An Honoree is someone who provides inspiration to our athletes throughout the training and fundraising period. Honorees serve as symbols of strength and motivation, support and determination. An Honoree is someone who is currently is being treated for Crohn’s disease or ulcerative colitis.
When participants join Team Challenge, they commit to many months of training and fundraising before completing a half marathon. They are not only motivated by their own personal fitness goals, but are truly inspired by the bravery and fortitude of each Honoree.
On a sunny afternoon, 10-year-old Harold Henry would prefer to be outdoors—birdwatching on the Bay or dipping his toes in the ocean. Like many kids his age, Harold is fascinated by space and astronomy and would like to be an astronaut someday.
And, like many kids his age, Harold is living with ulcerative colitis. It is estimated that of the 1.4 million Americans living with inflammatory bowel disease, at least 140,000 are under the age of 18.
Harold was diagnosed with colitis in fall 2006, and since then has been on and off maintenance drugs, including steroids and immune-suppressants. Most recently he has been taking an immune-suppressant that is given through an IV, with mixed results. It’s a frustrating battle for Harold, and for his parents, Jeremy and Bridget. "Sometimes he can be in remission for up to a month," Jeremy and Bridget say, "but it is usually not that long."
To further complicate matters, Harold was born with cerebral palsy, which limits the control he has over his limbs. Although he is non-mobile and non-verbal, he is mentally sharp and communicates well with yes/no responses, and occasionally with a computerized speech device. Harold goes to school, spending most of his time in special needs class and integrating with other fifth graders during music class and library time. "He loves being at school, learning and socializing," his parents say.
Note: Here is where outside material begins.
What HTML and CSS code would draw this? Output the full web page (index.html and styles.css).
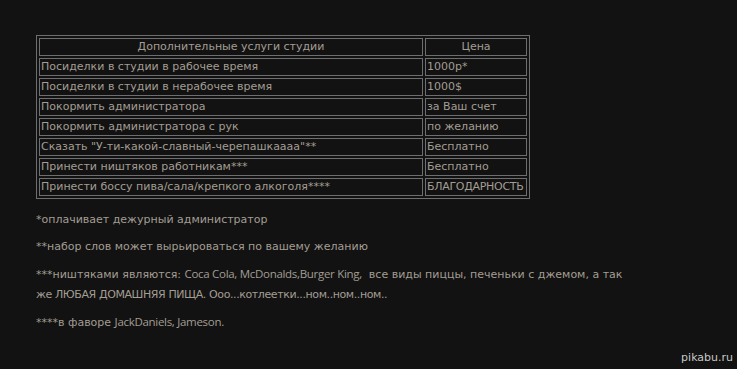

Even though the cerebral palsy can be constraining, the colitis has done much more to limit his daily activities, Bridget and Jeremy say. The colitis causes frequent abdominal pain, which keeps him from venturing out for long periods of time and sometimes keeps him home from school. The colitis, more than the cerebral palsy, keeps Harold from some of his favorite activities, like swimming.
After watching their son’s battle for more than three years, Jeremy and Bridget became involved with Team Challenge, raising money and awareness for CCFA. In December 2009, Jeremy ran the Las Vegas Half Marathon in honor of Harold. Bridget just completed the Napa to Sonoma ½ Marathon in July, 2010 and this time Harold was there to cheer his overjoyed mother across the finish line.
It is Jeremy’s and Bridget’s hope that through CCFA’s efforts, researchers will discover better treatment options for kids like Harold, and give him many more symptom-free days at the zoo and on the Bay.